Sturgeon: Preference-aware Co-location for Improving Utilization of Power Constrained Computers

Abstract

Large-scale datacenters often host latency-sensitive services that have stringent Quality-of-Service requirement and experience diurnal load pattern. Co-locating best-effort applications that have no QoS requirement with latency-sensitive services has been widely used to improve the resource utilization with careful shared resource management. However, existing co-location techniques tend to result in the power overload problem on power constrained computers due to the ignorance of the power consumption. To this end, we propose Sturgeon, a runtime system proactively manages resources between colocated applications in a power constrained environment, to ensure the QoS of latency-sensitive services while maximizing the resource utilization.
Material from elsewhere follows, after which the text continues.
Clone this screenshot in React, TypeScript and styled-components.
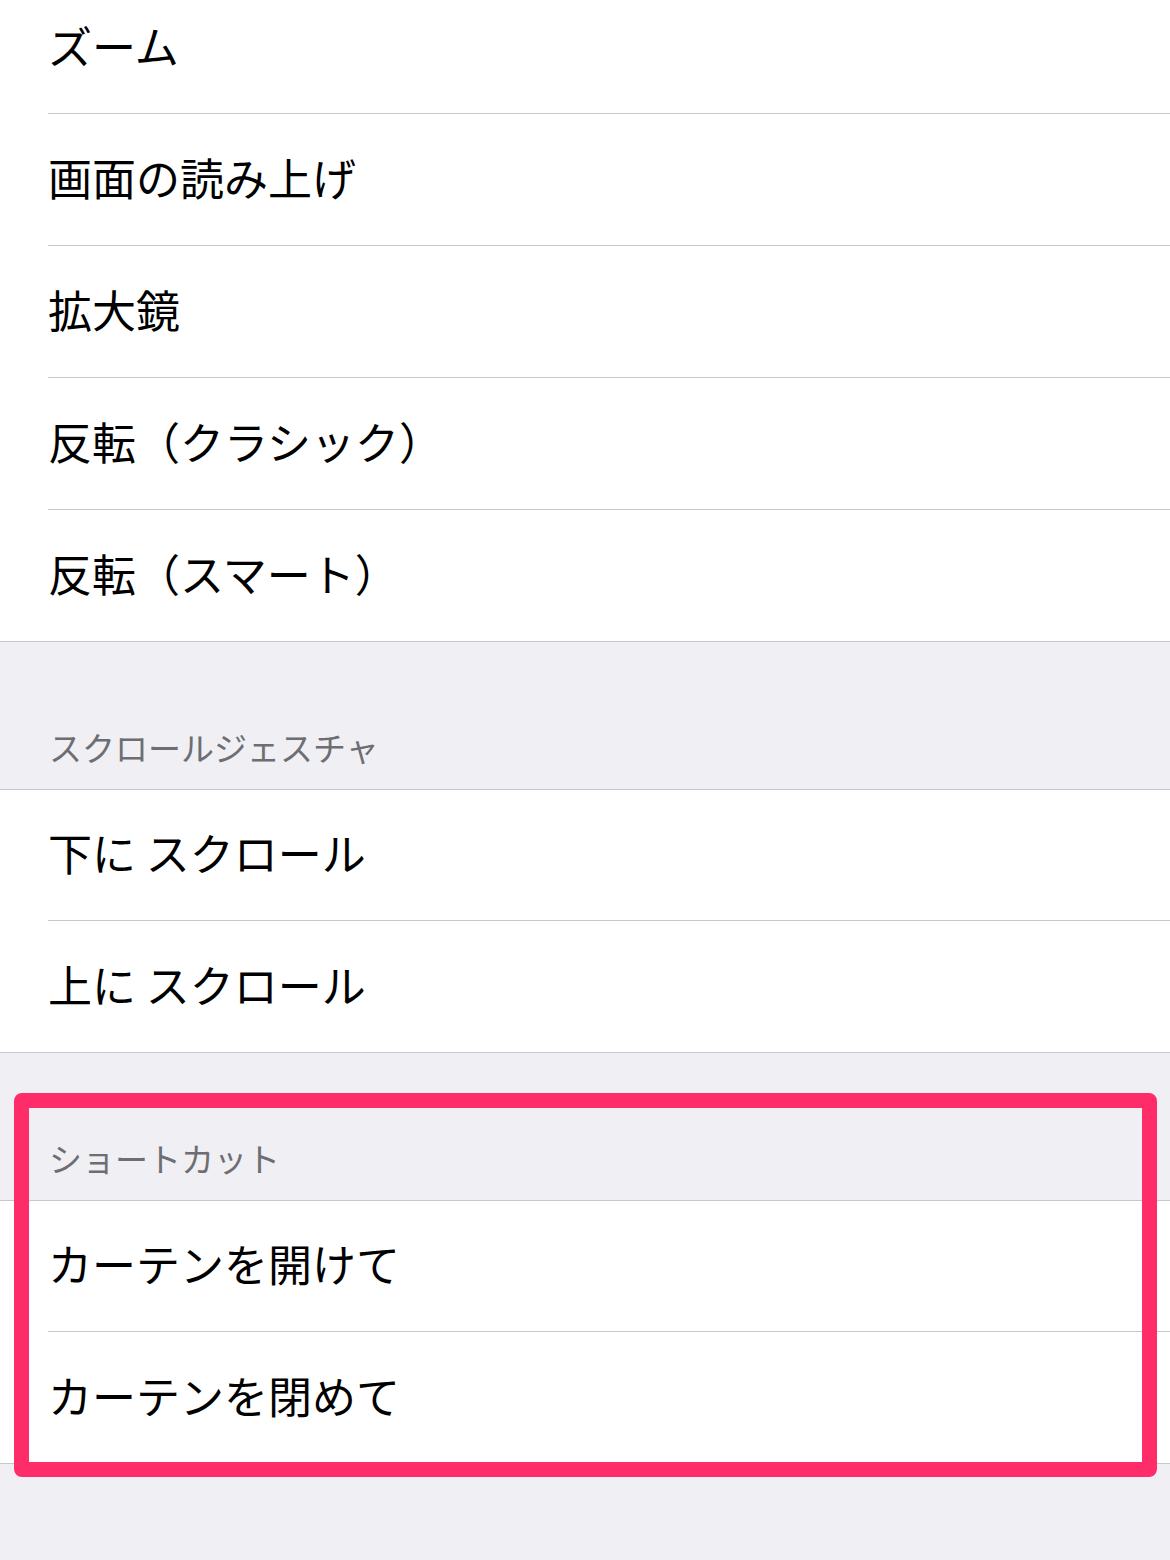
import React from "react";
import styled, { createGlobalStyle } from "styled-components";

const GlobalStyle = createGlobalStyle`
  html, body {
    margin: 0;
    padding: 0;
    background: #efeff4;
  }
  body {
    font-family: "Noto Sans CJK JP", "Noto Sans", sans-serif;
    -webkit-font-smoothing: antialiased;
  }
`;

const Page = styled.div`
  width: 1170px;
  height: 1560px;
  overflow: hidden;
  background: #efeff4;
`;

const Group = styled.section<{ $first?: boolean; $tight?: boolean }>`
  background: #ffffff;
  border-top: 1px solid #c8c7cc;
  border-bottom: 1px solid #c8c7cc;
  margin-top: ${(p) => (p.$first ? "-19px" : "0")};
  & > div:first-child > div {
    height: ${(p) => (p.$tight ? "131px" : "132px")};
  }
`;

const Row = styled.div`
  padding-left: 48px;
  &:last-child > div {
    border-bottom: none;
    height: 131px;
  }
`;

const RowInner = styled.div`
  height: 132px;
  box-sizing: border-box;
  border-bottom: 1px solid #c8c7cc;
  display: flex;
  align-items: center;
  padding-bottom: 6px;
  font-size: 44px;
  line-height: 1;
  color: #000000;
  white-space: pre;
`;

const Header = styled.div`
  height: 147px;
  box-sizing: border-box;
  display: flex;
  align-items: flex-end;
  padding: 0 0 23px 49px;
  font-size: 33px;
  line-height: 38px;
  color: #6d6d72;
`;

const HighlightArea = styled.div`
  position: relative;
`;

const Highlight = styled.div`
  position: absolute;
  top: 40px;
  left: 14px;
  right: 13px;
  bottom: -13px;
  border: 15px solid #fe2d6a;
  border-radius: 8px;
  pointer-events: none;
`;

const Item: React.FC<{ label: string }> = ({ label }) => (
  <Row>
    <RowInner>{label}</RowInner>
  </Row>
);

export default function App() {
  return (
    <Page>
      <GlobalStyle />
      <Group $first>
        <Item label="ズーム" />
        <Item label="画面の読み上げ" />
        <Item label="拡大鏡" />
        <Item label="反転（クラシック）" />
        <Item label="反転（スマート）" />
      </Group>
      <Header>スクロールジェスチャ</Header>
      <Group $tight>
        <Item label="下に スクロール" />
        <Item label="上に スクロール" />
      </Group>
      <HighlightArea>
        <Header>ショートカット</Header>
        <Group $tight>
          <Item label="カーテンを開けて" />
          <Item label="カーテンを閉めて" />
        </Group>
        <Highlight />
      </HighlightArea>
    </Page>
  );
}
Our investigation shows that, at a given load, there are multiple feasible resource configurations to meet both QoS requirement and power budget, while one of them yields the maximum throughput of best-effort applications. To find such a configuration, we establish models to accurately predict the performance and power consumption of the colocated applications. Sturgeon monitors the QoS periodically in order to eliminate the potential QoS violation caused by the unpredictable interference. The experimental results show that Sturgeon improves the throughput of best-effort applications by 24.96% compared to the state-of-the-art technique, while guaranteeing the 95%-ile latency within the QoS target.